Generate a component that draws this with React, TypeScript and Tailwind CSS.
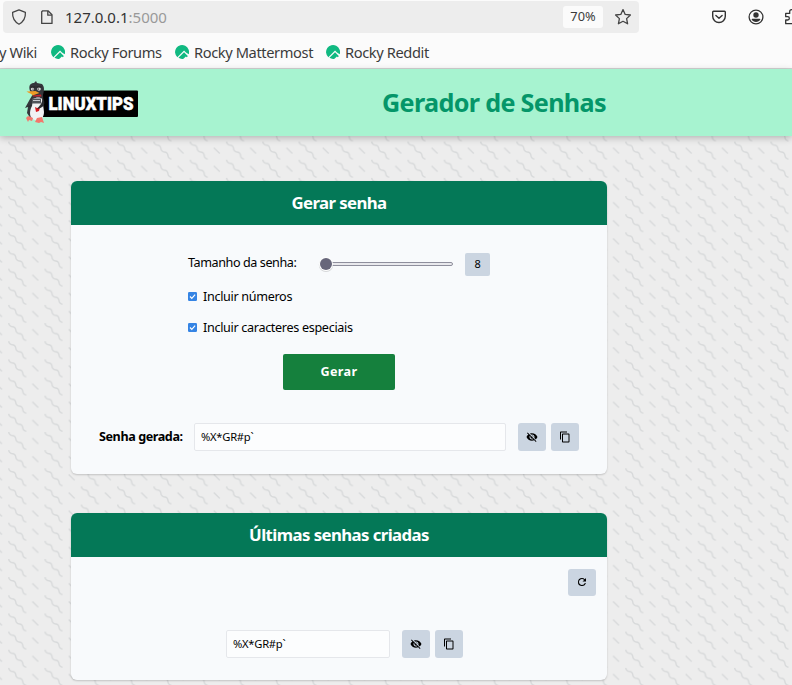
import React from "react";

const RockyIcon = () => (
  <svg width="14" height="14" viewBox="0 0 32 32" fill="#10b981" className="shrink-0">
    <path d="M31.3 21.2A16 16 0 1 0 5.3 27.9L20.7 12.5l4.4 4.4z" />
    <path d="M29.3 24.9l-8.6-8.5L7.9 29.2a16 16 0 0 0 8.1 2.8 16 16 0 0 0 3.4-.4l5.5-5.4 2 2a16 16 0 0 0 2.4-3.3z" />
  </svg>
);

const Bookmark = ({ label, className }: { label: string; className: string }) => (
  <div className={`flex items-center gap-[5px] whitespace-nowrap ${className}`}>
    <RockyIcon />
    <span>{label}</span>
  </div>
);

const EyeOff = () => (
  <svg width="12" height="12" viewBox="0 0 24 24" fill="#000">
    <path d="M12 7c2.76 0 5 2.24 5 5 0 .65-.13 1.26-.36 1.83l2.92 2.92c1.51-1.26 2.7-2.89 3.43-4.75-1.73-4.39-6-7.5-11-7.5-1.4 0-2.74.25-3.98.7l2.16 2.16C10.74 7.13 11.35 7 12 7zM2 4.27l2.28 2.28.46.46C3.08 8.3 1.78 10.02 1 12c1.73 4.39 6 7.5 11 7.5 1.55 0 3.03-.3 4.38-.84l.42.42L19.73 22 21 20.73 3.27 3 2 4.27zM7.53 9.8l1.55 1.55c-.05.21-.08.43-.08.65 0 1.66 1.34 3 3 3 .22 0 .44-.03.65-.08l1.55 1.55c-.67.33-1.41.53-2.2.53-2.76 0-5-2.24-5-5 0-.79.2-1.53.53-2.2zm4.31-.78l3.15 3.15.02-.16c0-1.66-1.34-3-3-3l-.17.01z" />
  </svg>
);

const Copy = () => (
  <svg width="12" height="12" viewBox="0 0 24 24" fill="#000">
    <path d="M16 1H4c-1.1 0-2 .9-2 2v14h2V3h12V1zm3 4H8c-1.1 0-2 .9-2 2v14c0 1.1.9 2 2 2h11c1.1 0 2-.9 2-2V7c0-1.1-.9-2-2-2zm0 16H8V7h11v14z" />
  </svg>
);

const Refresh = () => (
  <svg width="12" height="12" viewBox="0 0 24 24" fill="#000" className="-translate-y-px">
    <path d="M17.65 6.35A7.96 7.96 0 0 0 12 4a8 8 0 1 0 7.73 10h-2.08A5.99 5.99 0 0 1 12 18c-3.31 0-6-2.69-6-6s2.69-6 6-6c1.66 0 3.14.69 4.22 1.78L13 11h7V4l-2.35 2.35z" />
  </svg>
);

const IconButton = ({ children, className = "h-7" }: { children: React.ReactNode; className?: string }) => (
  <button className={`flex w-7 shrink-0 items-center justify-center rounded-[3px] bg-[#cbd5e1] ${className}`}>{children}</button>
);

const Check = ({ label }: { label: string }) => (
  <label className="flex h-[18px] items-center gap-1.5">
    <svg width="9" height="9" viewBox="0 0 9 9" className="mb-px shrink-0">
      <rect width="9" height="9" rx="1.3" fill="#3584e4" />
      <path d="M2 4.5l1.8 1.8L7.1 2.7" fill="none" stroke="#fff" strokeWidth="1.2" />
    </svg>
    <span>{label}</span>
  </label>
);

const Wiggles = () => (
  <svg className="absolute inset-0 h-full w-full" aria-hidden="true">
    <defs>
      <pattern id="wiggle" width="52" height="26" patternUnits="userSpaceOnUse" patternTransform="translate(8.1 0) scale(0.698)">
        <path
          fill="#9ca3a8"
          fillOpacity="0.28"
          d="M10 10c0-2.21-1.79-4-4-4-3.314 0-6-2.686-6-6h2c0 2.21 1.79 4 4 4 3.314 0 6 2.686 6 6 0 2.21 1.79 4 4 4 3.314 0 6 2.686 6 6 0 2.21 1.79 4 4 4v2c-3.314 0-6-2.686-6-6 0-2.21-1.79-4-4-4-3.314 0-6-2.686-6-6zm25.464-1.95l8.486 8.486-1.414 1.414-8.486-8.486 1.414-1.414z"
        />
      </pattern>
    </defs>
    <rect width="100%" height="100%" fill="url(#wiggle)" />
  </svg>
);

const Logo = () => (
  <svg width="114" height="44" viewBox="0 0 114 44" className="ml-[25px] mt-[12px] shrink-0 overflow-visible">
    <rect x="12" y="9.500" width="101" height="26.500" rx="1" fill="#000" />
    <text x="23.500" y="29.200" textLength="85" lengthAdjust="spacingAndGlyphs" fill="#fff" stroke="#fff" strokeWidth="0.500" fontSize="18.500" fontWeight="900" fontFamily="Roboto, sans-serif">LINUXTIPS</text>
    <path d="M5 10C3 4 6 2 9 2l2-2 1 2 5 1c3 3 2 7 1 11l1 15-3 8-10 1-4-6 1-6-3 1 5-9 3-5z" fill="#34363b" />
    <path d="M8 18c3-2 8-2 9 0l2 13c0 7-5 9-9 8-6-1-6-9-3-14z" fill="#f1f2f3" />
    <path d="M8 14.500l8-1 .5 2H8z" fill="#c9252c" />
    <path d="M7 17.500h9v5H7z" fill="#50545a" />
    <path d="M8 19.500h7" stroke="#c8cbd0" strokeWidth="1" />
    <circle cx="7.500" cy="8" r="1.600" fill="#ddd" /><circle cx="14" cy="8" r="1.800" fill="#ddd" />
    <path d="M5.500 6h5M11.500 6h5" stroke="#222" strokeWidth="1.200" />
    <circle cx="8" cy="8" r=".6" /><circle cx="13.600" cy="8" r=".6" />
    <path d="M1.500 10.500l9-.5 4 2-7 2.500c-1-2-3-2-6-4z" fill="#ee9c26" />
    <path d="M10 26l2 1 3-1-1 4-3 1z" fill="#d81920" />
    <path d="M18 18c3 4 1 9-6 10l4-5zM2 25l5-1-2 2z" fill="#282a2e" />
    <path d="M3 35l5 2-1 3-3-1-1 2-2-4zM12 37l5-1 2 6-3-1-2 1-4-1z" fill="#f4776c" />
  </svg>
);

const CardTitle = ({ children }: { children: React.ReactNode }) => (
  <h2 className="flex h-11 items-center justify-center bg-[#047857] text-[16.8px] font-bold tracking-[-0.58px] text-white">{children}</h2>
);

const cardClass = "w-[536px] overflow-hidden rounded-[6px] bg-[#f8fafc] shadow-[0_1px_2px_rgba(0,0,0,0.18)]";
const inputClass = "flex h-7 items-center rounded-[2px] border border-[#e5e7eb] bg-[#fcfdfe] px-1.5 text-[11.2px] tracking-[-0.25px]";

export default function App() {
  return (
    <div className="flex h-[685px] w-[792px] flex-col overflow-hidden bg-[#ededed] font-['Noto_Sans',sans-serif] text-black">
      <header className="h-[69px] shrink-0 border-b border-[#d3d3d3] bg-[#fbfbfb] pl-[3px] pt-[1px] text-[#3b3b3b]">
        <div className="flex h-8 items-center">
          <div className="flex h-8 w-[636px] shrink-0 items-center rounded-[4px] bg-[#ededed]">
            <svg width="16" height="16" viewBox="0 0 16 16" fill="none" stroke="#444" strokeWidth="1.25" strokeLinejoin="round" className="ml-[8px]">
              <path d="M8 .9l6.4 2.4c.3 5-1.9 9.5-6.4 11.9C3.500 12.800 1.300 8.300 1.600 3.300z" />
            </svg>
            <svg width="14" height="16" viewBox="0 0 14 16" fill="none" stroke="#444" strokeWidth="1.3" strokeLinejoin="round" className="ml-[13px]">
              <path d="M2.700 1.800H8l4 4v8.600H1.700V2.800z" /><path d="M7.800 2v4.200H12" />
            </svg>
            <span className="ml-[11px] text-[15px] tracking-[0px] text-[#333]">127.0.0.1<span className="text-[#999]">:5000</span></span>
            <span className="ml-auto flex h-[22px] w-10 items-center justify-center rounded-[3px] bg-[#fbfbfb] text-[12.8px]">70%</span>
            <svg width="18" height="18" viewBox="0 0 18 18" fill="none" stroke="#444" strokeWidth="1.3" strokeLinejoin="round" className="ml-[11px] mr-[7px]">
              <path d="M9 1.600l2.200 4.800 5.200.6-3.800 3.600 1 5.200L9 13.300l-4.600 2.500 1-5.200L1.600 7l5.200-.6z" />
            </svg>
          </div>
          <svg width="16" height="16" viewBox="0 0 16 16" fill="none" stroke="#333" strokeWidth="1.4" strokeLinecap="round" strokeLinejoin="round" className="ml-[72px] shrink-0">
            <path d="M2.500 2.300h11c.5 0 .8.3.8.8v4.100a6.300 6.300 0 0 1-12.600 0V3.100c0-.5.3-.8.8-.8z" /><path d="M4.900 6.500L8 9.300l3.100-2.800" />
          </svg>
          <svg width="16" height="16" viewBox="0 0 16 16" fill="#333" className="ml-[21px] shrink-0">
            <circle cx="8" cy="8" r="6.900" fill="none" stroke="#333" strokeWidth="1.300" /><circle cx="8" cy="6" r="2.700" /><path d="M3.600 10.500c0-.5.3-.8.8-.8h7.200c.5 0 .8.3.8.8-.9 1.600-2.500 2.500-4.400 2.500s-3.500-.9-4.400-2.500z" />
          </svg>
          <svg width="16" height="16" viewBox="0 0 16 16" fill="none" stroke="#333" strokeWidth="1.300" strokeLinejoin="round" className="ml-[20px] shrink-0">
            <path d="M1.700 14.700V11h2a1.600 1.600 0 0 0 0-3.300h-2V4.400h4V2.600a1.900 1.900 0 0 1 3.800 0v1.800H13v10.300z" />
          </svg>
        </div>
        <div className="ml-[-4px] flex h-[38px] items-center text-[14.67px] tracking-[-0.4px]">
          <span className="w-10 shrink-0 whitespace-nowrap">y Wiki</span>
          <Bookmark label="Rocky Forums" className="ml-[12px] w-[124px] shrink-0" />
          <Bookmark label="Rocky Mattermost" className="w-[151px] shrink-0" />
          <Bookmark label="Rocky Reddit" className="shrink-0" />
        </div>
      </header>

      <div className="relative isolate flex grow flex-col">
        <Wiggles />
        <nav className="relative flex h-[67px] shrink-0 bg-[#a7f3d0] shadow-[0_2px_7px_rgba(0,0,0,0.24)]">
          <Logo />
          <h1 className="ml-[243px] flex items-center whitespace-nowrap text-[25.2px] font-bold tracking-[-0.68px] text-[#059669]">Gerador de Senhas</h1>
        </nav>
        <main className="relative flex flex-col gap-[39px] pl-[71px] pt-[45px]">
          <section className={`${cardClass} h-[293px]`}>
            <CardTitle>Gerar senha</CardTitle>
            <div className="flex flex-col pt-[27px] text-[12.6px] tracking-[-0.32px]">
              <div className="ml-[117px] flex h-6 items-center">
                <span className="w-[130px] pb-0.5 tracking-[-0.42px]">Tamanho da senha:</span>
                <svg width="136" height="20" viewBox="0 0 136 20">
                  <rect x="8.500" y="8.500" width="126" height="3" rx="1.500" fill="#e9e9ed" stroke="#8f8f9d" />
                  <circle cx="8" cy="10.800" r="7.200" fill="#000" opacity=".14" />
                  <circle cx="8" cy="10" r="7" fill="#fff" /><circle cx="8" cy="10" r="6" fill="#67667a" />
                </svg>
                <span className="ml-[11px] flex h-[23px] w-[25px] items-center justify-center rounded-[2px] bg-[#cbd5e1] text-[11px]">8</span>
              </div>
              <div className="ml-[117px] mt-[12px] flex flex-col gap-[13px]">
                <Check label="Incluir números" />
                <Check label="Incluir caracteres especiais" />
              </div>
              <button className="ml-[212px] mt-[17px] h-9 w-28 rounded-[2px] bg-[#15803d] text-[12.6px] font-bold tracking-[0.4px] text-white">Gerar</button>
              <div className="mt-[33px] flex items-center pl-[28px]">
                <span className="w-[95px] whitespace-nowrap font-bold tracking-[-0.42px]">Senha gerada:</span>
                <div className={`${inputClass} w-[312px]`}>%X*GR#p`</div>
                <div className="ml-3 flex gap-[5px]">
                  <IconButton><EyeOff /></IconButton>
                  <IconButton><Copy /></IconButton>
                </div>
              </div>
            </div>
          </section>
          <section className={`${cardClass} h-[167px]`}>
            <CardTitle>Últimas senhas criadas</CardTitle>
            <div className="flex justify-end pr-[11px] pt-[12px]">
              <IconButton className="h-[27px]"><Refresh /></IconButton>
            </div>
            <div className="ml-[155px] mt-[34px] flex">
              <div className={`${inputClass} w-[164px]`}>%X*GR#p`</div>
              <div className="ml-3 flex gap-[5px]">
                <IconButton><EyeOff /></IconButton>
                <IconButton><Copy /></IconButton>
              </div>
            </div>
          </section>
        </main>
      </div>
    </div>
  );
}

Short exercise: Omitting all pictures, restate exactly the lines of the material from its start through the line that contains "import React from".

Worked solution:
Generate a component that draws this with React, TypeScript and Tailwind CSS.
import React from "react";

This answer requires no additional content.